None of this is to say that strikeouts are the only way to measure value for pitchers, nor that they mean nothing for hitters. The proper way to consider strikeouts is in conjunction with other components and weighted appropriately. Once we have the proper weights for each event, we don't need to give special consideration to strikeouts or anything else, so nothing in this article should lead you to quantify pitching success differently from how you normally would (assuming you are doing it properly to begin with); rather, the point is to illustrate why the way we analyze pitchers and non-pitchers gives more significance to the strikeout in pitcher success than in non-pitcher success. Non-pitchers simply have more places to pick up value that render strikeouts less essential. They can pick up more value than pitchers in home run rates or on the value of balls in play (the fielding dependent events involved in run creation/prevention). They have fielding value completely unrelated to hitting. What's more, one's approach at the plate links home runs and strike outs in ways that a pitcher's approach can't so that the cost of strikeouts can be offset by gains in power.

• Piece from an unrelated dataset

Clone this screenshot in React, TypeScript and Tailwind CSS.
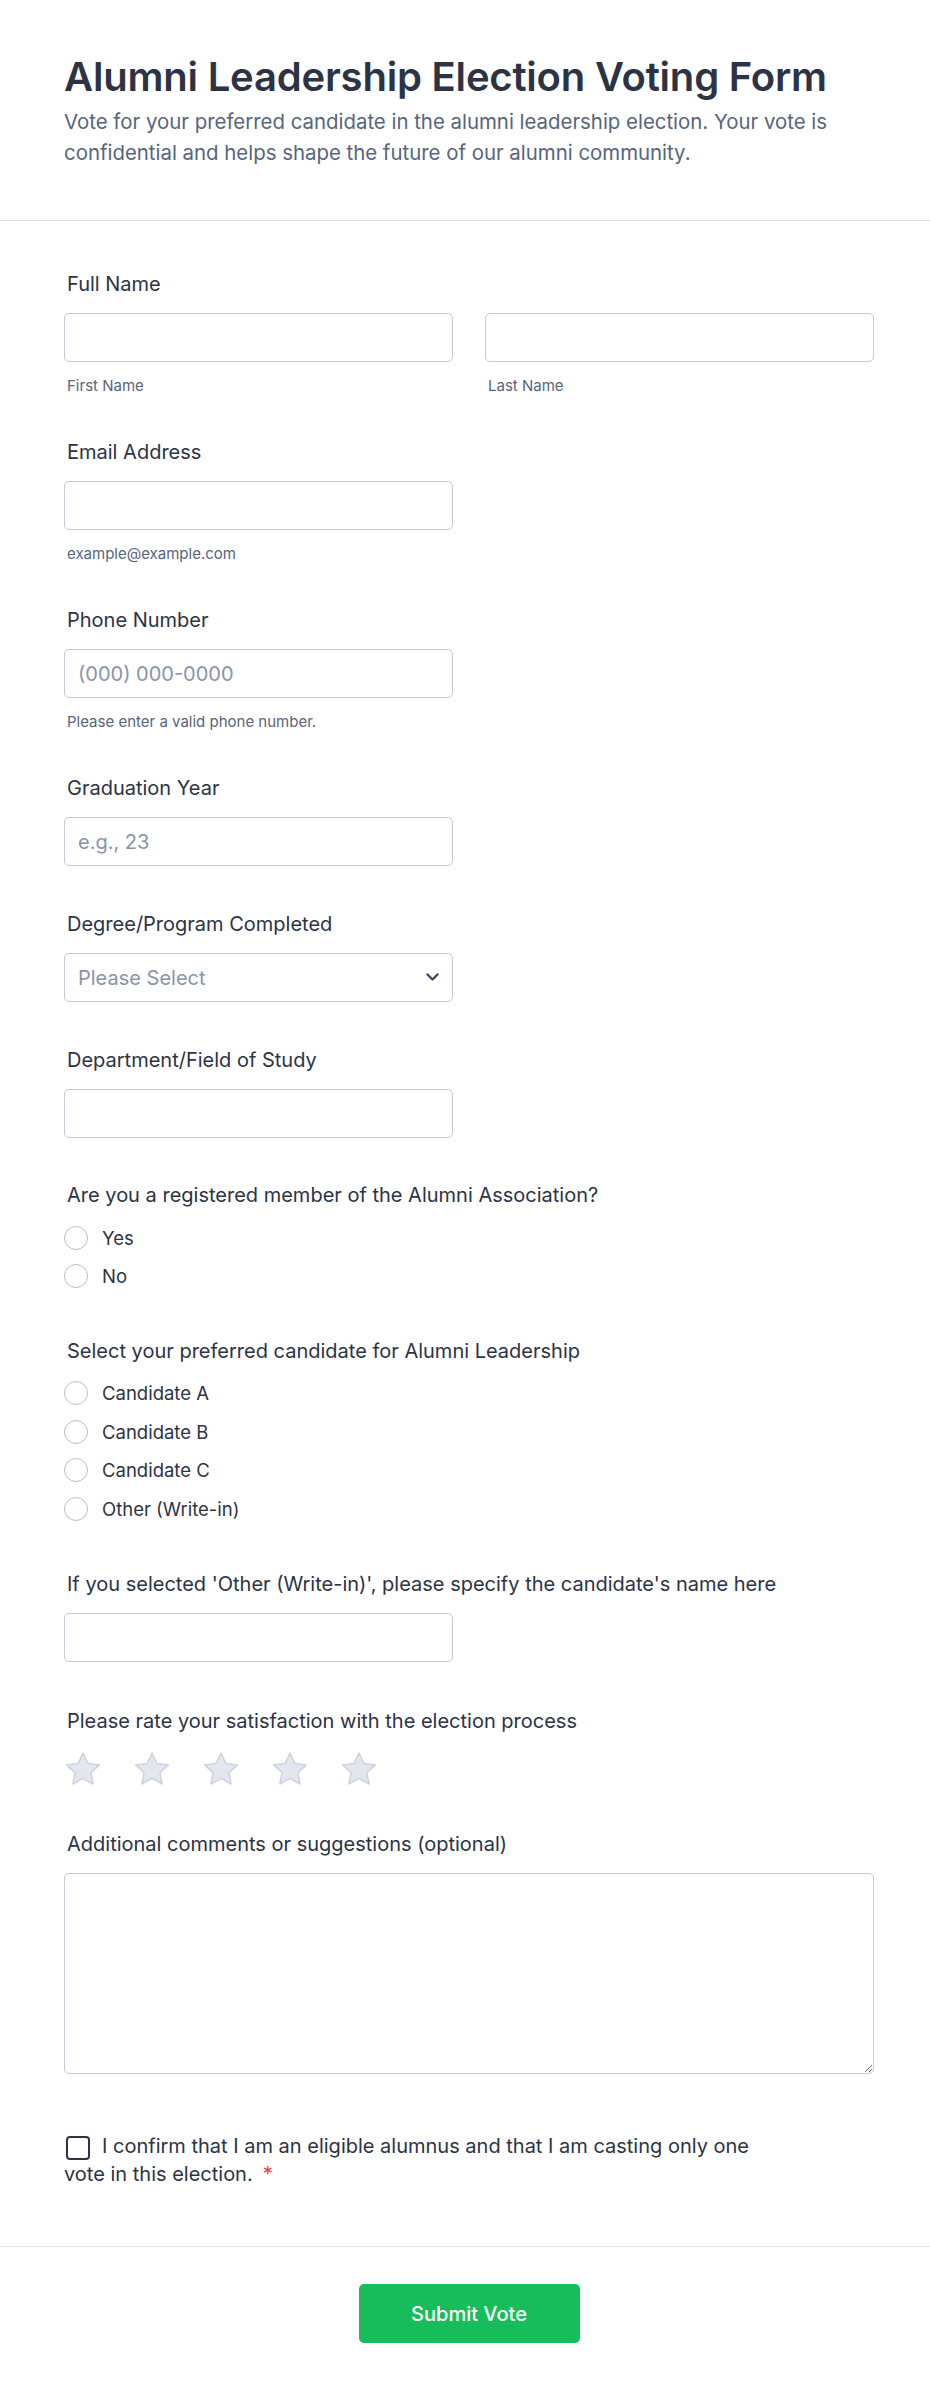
import React from "react";

const labelCls = "block pl-[3px] text-[20px] leading-[24px] font-normal text-[#2c3345]";
const inputCls =
  "block h-[49px] w-full rounded-[5px] border border-[#c3cad8] bg-white px-[13px] text-[20px] text-[#2c3345] outline-none placeholder:text-[#8894ab]";
const subCls = "block pl-[3px] text-[15px] leading-[20px] text-[#57647e]";

function Radio({ label, h }: { label: string; h: string }) {
  return (
    <label className={`flex items-center gap-[14px] ${h}`}>
      <span className="h-[24px] w-[24px] shrink-0 rounded-full border border-[#b8bdc9] bg-white" />
      <span className="text-[18.5px] leading-[24px] text-[#2c3345]">{label}</span>
    </label>
  );
}

function Star() {
  return (
    <svg width="38" height="35" viewBox="0 0 24 22" className="shrink-0">
      <path
        d="M12 1.2l3.1 6.6 7.2.9-5.3 5 1.4 7.1L12 17.3l-6.4 3.5L7 13.7 1.7 8.7l7.2-.9z"
        fill="#e3e6ee"
        stroke="#ccd1dd"
        strokeWidth="0.9"
        strokeLinejoin="round"
      />
    </svg>
  );
}

export default function App() {
  return (
    <div className="min-h-[2393px] bg-white font-['Inter','Liberation_Sans',sans-serif] text-[#2c3345]">
      {/* Header */}
      <header className="border-b border-[#dfe2ea] pb-[52px] pl-[64px] pr-[56px] pt-[53px]">
        <h1 className="text-[40px] font-semibold leading-[48px] tracking-[-0.2px] text-[#2c3345]">
          Alumni Leadership Election Voting Form
        </h1>
        <p className="mt-[5px] text-[20.4px] leading-[31px] text-[#57647e]">
          Vote for your preferred candidate in the alumni leadership election. Your vote is
          confidential and helps shape the future of our alumni community.
        </p>
      </header>

      {/* Fields */}
      <main className="pl-[64px] pr-[56px] pt-[51px] pb-[58px]">
        {/* Full Name */}
        <div>
          <span className={labelCls}>Full Name</span>
          <div className="mt-[17px] grid grid-cols-2 gap-x-[32px]">
            <div>
              <input className={inputCls} />
              <span className={`${subCls} mt-[14px]`}>First Name</span>
            </div>
            <div>
              <input className={inputCls} />
              <span className={`${subCls} mt-[14px]`}>Last Name</span>
            </div>
          </div>
        </div>

        {/* Email */}
        <div className="mt-[44px] w-[389px]">
          <span className={labelCls}>Email Address</span>
          <input className={`${inputCls} mt-[17px]`} />
          <span className={`${subCls} mt-[14px]`}>example@example.com</span>
        </div>

        {/* Phone */}
        <div className="mt-[44px] w-[389px]">
          <span className={labelCls}>Phone Number</span>
          <input className={`${inputCls} mt-[17px]`} placeholder="(000) 000-0000" />
          <span className={`${subCls} mt-[14px]`}>Please enter a valid phone number.</span>
        </div>

        {/* Graduation Year */}
        <div className="mt-[44px] w-[389px]">
          <span className={labelCls}>Graduation Year</span>
          <input className={`${inputCls} mt-[17px]`} placeholder="e.g., 23" />
        </div>

        {/* Degree */}
        <div className="mt-[46px] w-[389px]">
          <span className={labelCls}>Degree/Program Completed</span>
          <div className="relative mt-[17px]">
            <select
              defaultValue=""
              className="block h-[49px] w-full appearance-none rounded-[5px] border border-[#c3cad8] bg-white px-[13px] text-[20px] text-[#8894ab] outline-none"
            >
              <option value="">Please Select</option>
              <option>Bachelor's</option>
              <option>Master's</option>
              <option>Doctorate</option>
            </select>
            <svg
              width="13"
              height="9"
              viewBox="0 0 13 9"
              className="pointer-events-none absolute right-[14px] top-[20px]"
            >
              <path d="M1.5 1.5l5 5 5-5" fill="none" stroke="#3e4a63" strokeWidth="2.4" strokeLinecap="round" strokeLinejoin="round" />
            </svg>
          </div>
        </div>

        {/* Department */}
        <div className="mt-[46px] w-[389px]">
          <span className={labelCls}>Department/Field of Study</span>
          <input className={`${inputCls} mt-[17px]`} />
        </div>

        {/* Member */}
        <div className="mt-[45px]">
          <span className={labelCls}>Are you a registered member of the Alumni Association?</span>
          <div className="mt-[12px]">
            <Radio label="Yes" h="h-[38px]" />
            <Radio label="No" h="h-[38px]" />
          </div>
        </div>

        {/* Candidate */}
        <div className="mt-[44px]">
          <span className={labelCls}>Select your preferred candidate for Alumni Leadership</span>
          <div className="mt-[11px]">
            <Radio label="Candidate A" h="h-[38.5px]" />
            <Radio label="Candidate B" h="h-[38.5px]" />
            <Radio label="Candidate C" h="h-[38.5px]" />
            <Radio label="Other (Write-in)" h="h-[38.5px]" />
          </div>
        </div>

        {/* Write-in */}
        <div className="mt-[44px]">
          <span className={labelCls}>
            If you selected 'Other (Write-in)', please specify the candidate's name here
          </span>
          <input className={`${inputCls} mt-[17px] !w-[389px]`} />
        </div>

        {/* Rating */}
        <div className="mt-[47px]">
          <span className={labelCls}>Please rate your satisfaction with the election process</span>
          <div className="mt-[18px] flex h-[35px] items-center gap-[31px]">
            <Star />
            <Star />
            <Star />
            <Star />
            <Star />
          </div>
        </div>

        {/* Comments */}
        <div className="mt-[46px]">
          <span className={labelCls}>Additional comments or suggestions (optional)</span>
          <textarea className="mt-[17px] block h-[201px] w-full rounded-[5px] border border-[#c3cad8] bg-white px-[13px] py-[10px] text-[20px] outline-none" />
        </div>

        {/* Confirm */}
        <p className="mt-[58px] max-w-[700px] text-[20px] leading-[28px] text-[#2c3345]">
          <span className="ml-[2px] mr-[12px] inline-block h-[24px] w-[24px] rounded-[4px] border-2 border-[#2c3345] bg-white align-[-7px]" />
          I confirm that I am an eligible alumnus and that I am casting only one vote in this
          election.<span className="ml-[10px] text-[#f23a3c]">*</span>
        </p>
      </main>

      {/* Footer */}
      <footer className="flex justify-center border-t border-[#e3e6ee] pb-[50px] pl-[64px] pr-[56px] pt-[37px]">
        <button className="h-[59px] w-[221px] rounded-[5px] bg-[#18bd5b] text-[20px] font-medium text-white">
          Submit Vote
        </button>
      </footer>
    </div>
  );
}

When your team signs a Tim Lincecum or Javy Vazquez, take their value for what it is. Enjoy that they can mow through lineups with minimal contact allowed for the other team to work with rather than worrying about them buying into whatever notions about pitching to contact and using the defense you might have. When they sign a Mark Reynolds or Adam Dunn, instead of getting hung up on the frustration of every plate appearance wasted without making the fielders work, focus on where else they provide value. Look for the damage they do when they do make contact or the advantages they win when they work a walk. The results will be there if you know how to look.